## [Task brief]
Pull every line with the word "React" out of the entries below.

***

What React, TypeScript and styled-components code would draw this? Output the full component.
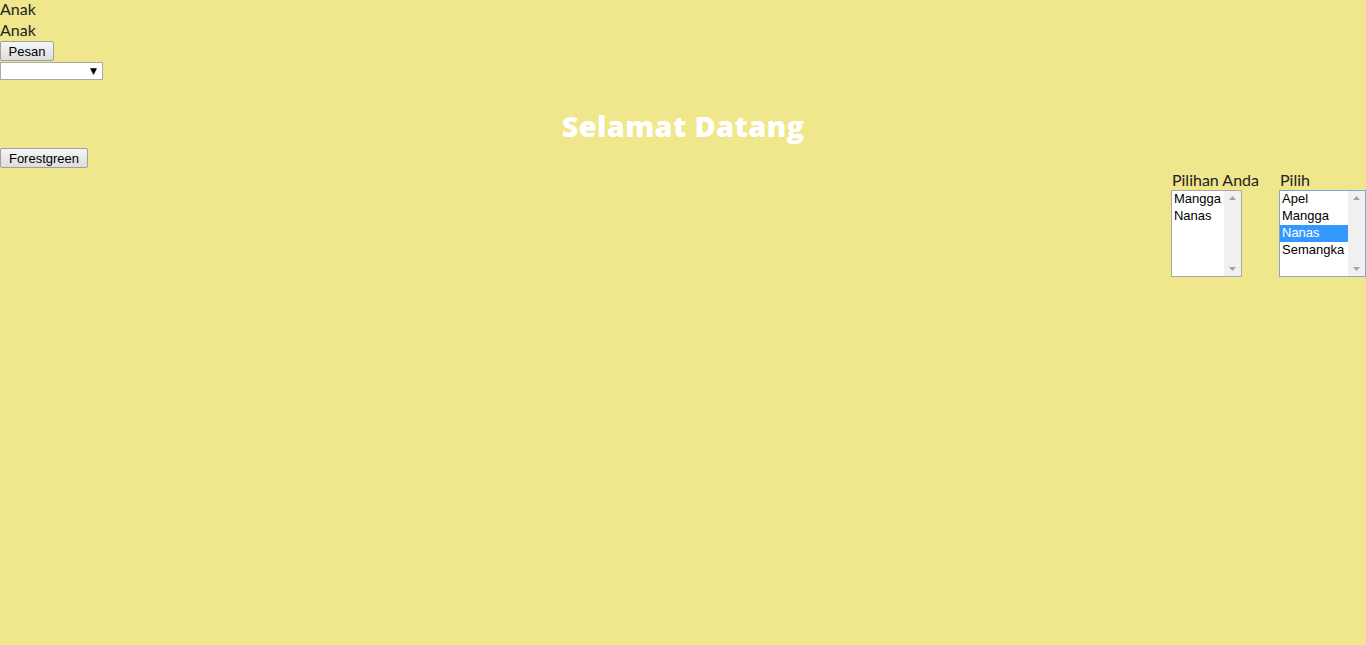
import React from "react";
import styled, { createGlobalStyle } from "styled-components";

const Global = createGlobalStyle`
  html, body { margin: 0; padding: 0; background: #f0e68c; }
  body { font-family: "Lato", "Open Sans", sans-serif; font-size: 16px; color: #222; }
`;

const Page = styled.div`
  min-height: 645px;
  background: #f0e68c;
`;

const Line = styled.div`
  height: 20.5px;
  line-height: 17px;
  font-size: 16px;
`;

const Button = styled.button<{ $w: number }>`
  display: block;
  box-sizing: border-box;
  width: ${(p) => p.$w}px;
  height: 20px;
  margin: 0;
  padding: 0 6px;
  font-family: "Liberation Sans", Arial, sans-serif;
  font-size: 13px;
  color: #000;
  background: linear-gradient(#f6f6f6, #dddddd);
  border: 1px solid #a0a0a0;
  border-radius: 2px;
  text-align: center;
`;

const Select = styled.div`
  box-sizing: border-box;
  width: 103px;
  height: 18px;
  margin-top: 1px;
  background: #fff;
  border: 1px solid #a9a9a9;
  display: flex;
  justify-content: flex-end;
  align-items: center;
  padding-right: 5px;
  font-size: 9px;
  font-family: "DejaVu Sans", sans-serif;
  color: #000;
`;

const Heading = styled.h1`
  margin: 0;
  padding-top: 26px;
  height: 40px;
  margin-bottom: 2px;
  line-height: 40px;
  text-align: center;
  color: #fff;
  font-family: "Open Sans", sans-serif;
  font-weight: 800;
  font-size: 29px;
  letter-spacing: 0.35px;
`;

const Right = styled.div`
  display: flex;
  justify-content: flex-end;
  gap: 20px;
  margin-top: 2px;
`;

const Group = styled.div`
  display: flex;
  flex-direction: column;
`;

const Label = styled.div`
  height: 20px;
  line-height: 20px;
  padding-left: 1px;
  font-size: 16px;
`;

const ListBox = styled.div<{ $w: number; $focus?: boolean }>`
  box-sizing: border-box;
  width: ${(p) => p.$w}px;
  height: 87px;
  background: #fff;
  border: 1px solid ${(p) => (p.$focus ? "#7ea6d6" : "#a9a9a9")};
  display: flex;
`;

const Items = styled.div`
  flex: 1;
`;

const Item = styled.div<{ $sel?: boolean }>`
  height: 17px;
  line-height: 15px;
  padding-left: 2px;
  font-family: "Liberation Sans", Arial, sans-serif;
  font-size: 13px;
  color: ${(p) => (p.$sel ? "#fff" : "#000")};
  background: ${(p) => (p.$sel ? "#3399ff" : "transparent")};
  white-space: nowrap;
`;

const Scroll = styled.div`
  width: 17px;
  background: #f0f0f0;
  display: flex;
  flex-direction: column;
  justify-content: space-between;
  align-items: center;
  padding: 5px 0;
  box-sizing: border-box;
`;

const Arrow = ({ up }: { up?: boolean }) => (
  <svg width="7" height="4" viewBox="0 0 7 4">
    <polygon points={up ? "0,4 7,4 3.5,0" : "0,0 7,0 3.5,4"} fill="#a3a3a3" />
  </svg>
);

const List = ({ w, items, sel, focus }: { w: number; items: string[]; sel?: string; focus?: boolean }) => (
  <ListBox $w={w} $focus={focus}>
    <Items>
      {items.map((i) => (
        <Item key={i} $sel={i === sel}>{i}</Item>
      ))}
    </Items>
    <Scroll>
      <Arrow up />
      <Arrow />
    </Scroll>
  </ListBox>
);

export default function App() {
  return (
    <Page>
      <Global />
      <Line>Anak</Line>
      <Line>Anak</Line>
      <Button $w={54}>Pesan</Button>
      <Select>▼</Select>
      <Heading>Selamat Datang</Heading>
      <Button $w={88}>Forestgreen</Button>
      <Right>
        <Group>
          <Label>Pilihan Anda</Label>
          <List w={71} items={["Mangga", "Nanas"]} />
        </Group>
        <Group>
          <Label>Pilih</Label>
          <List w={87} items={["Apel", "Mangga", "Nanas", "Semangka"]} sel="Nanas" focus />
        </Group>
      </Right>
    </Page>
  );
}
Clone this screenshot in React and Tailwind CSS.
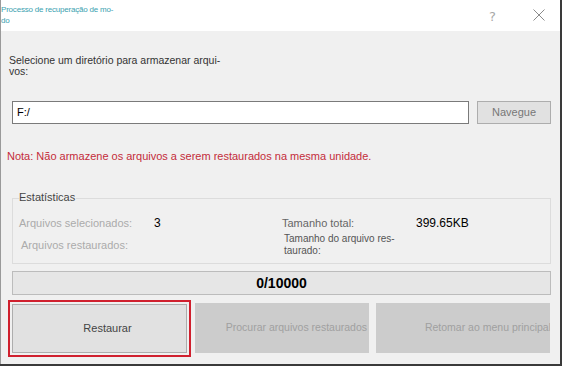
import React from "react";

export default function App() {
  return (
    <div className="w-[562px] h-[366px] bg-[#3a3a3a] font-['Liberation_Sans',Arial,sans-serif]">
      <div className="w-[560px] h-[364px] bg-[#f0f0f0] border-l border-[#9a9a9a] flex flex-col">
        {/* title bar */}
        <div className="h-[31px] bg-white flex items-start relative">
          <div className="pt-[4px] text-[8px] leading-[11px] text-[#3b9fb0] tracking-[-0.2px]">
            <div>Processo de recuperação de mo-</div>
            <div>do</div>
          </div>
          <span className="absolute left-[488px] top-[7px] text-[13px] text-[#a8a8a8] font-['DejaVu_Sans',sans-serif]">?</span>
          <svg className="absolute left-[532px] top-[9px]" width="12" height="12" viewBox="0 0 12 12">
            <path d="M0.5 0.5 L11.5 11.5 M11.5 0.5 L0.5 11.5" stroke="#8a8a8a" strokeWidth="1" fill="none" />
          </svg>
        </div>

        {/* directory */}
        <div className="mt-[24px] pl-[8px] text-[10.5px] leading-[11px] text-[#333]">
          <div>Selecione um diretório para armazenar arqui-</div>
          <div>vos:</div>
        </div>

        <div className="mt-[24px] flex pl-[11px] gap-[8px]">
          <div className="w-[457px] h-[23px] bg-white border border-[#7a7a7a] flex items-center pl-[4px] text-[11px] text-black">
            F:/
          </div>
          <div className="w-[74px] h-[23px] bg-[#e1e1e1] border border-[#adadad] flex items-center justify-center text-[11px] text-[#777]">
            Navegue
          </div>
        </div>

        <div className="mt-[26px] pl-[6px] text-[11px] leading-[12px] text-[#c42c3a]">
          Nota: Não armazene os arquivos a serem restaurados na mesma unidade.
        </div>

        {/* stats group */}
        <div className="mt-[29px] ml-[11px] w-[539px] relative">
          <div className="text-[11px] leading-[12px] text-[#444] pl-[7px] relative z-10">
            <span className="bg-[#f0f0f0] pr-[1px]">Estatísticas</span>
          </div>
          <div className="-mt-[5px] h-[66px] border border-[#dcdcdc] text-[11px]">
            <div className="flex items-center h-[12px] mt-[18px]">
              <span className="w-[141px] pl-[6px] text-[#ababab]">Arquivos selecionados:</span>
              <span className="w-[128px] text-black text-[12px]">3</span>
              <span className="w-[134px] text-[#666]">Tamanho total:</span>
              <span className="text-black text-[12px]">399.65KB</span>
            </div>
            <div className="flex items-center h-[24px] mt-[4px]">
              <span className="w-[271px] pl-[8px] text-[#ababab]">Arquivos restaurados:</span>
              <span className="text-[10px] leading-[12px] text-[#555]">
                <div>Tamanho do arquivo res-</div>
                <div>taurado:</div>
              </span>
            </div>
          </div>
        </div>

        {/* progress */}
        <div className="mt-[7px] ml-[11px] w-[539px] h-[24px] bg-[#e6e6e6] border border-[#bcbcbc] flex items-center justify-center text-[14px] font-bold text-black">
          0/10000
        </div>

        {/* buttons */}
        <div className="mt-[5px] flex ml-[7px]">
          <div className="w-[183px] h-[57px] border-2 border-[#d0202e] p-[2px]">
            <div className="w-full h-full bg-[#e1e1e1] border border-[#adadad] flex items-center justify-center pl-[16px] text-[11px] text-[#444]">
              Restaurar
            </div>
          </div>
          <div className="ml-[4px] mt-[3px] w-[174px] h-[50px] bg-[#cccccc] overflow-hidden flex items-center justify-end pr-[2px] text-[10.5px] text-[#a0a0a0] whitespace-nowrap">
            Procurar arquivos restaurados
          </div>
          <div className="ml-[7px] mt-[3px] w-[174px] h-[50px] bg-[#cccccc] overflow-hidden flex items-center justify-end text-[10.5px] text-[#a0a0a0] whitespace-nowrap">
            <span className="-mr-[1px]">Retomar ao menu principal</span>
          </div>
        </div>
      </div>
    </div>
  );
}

***

## [Finished answer]
What React, TypeScript and styled-components code would draw this? Output the full component.
import React from "react";
Clone this screenshot in React and Tailwind CSS.
import React from "react";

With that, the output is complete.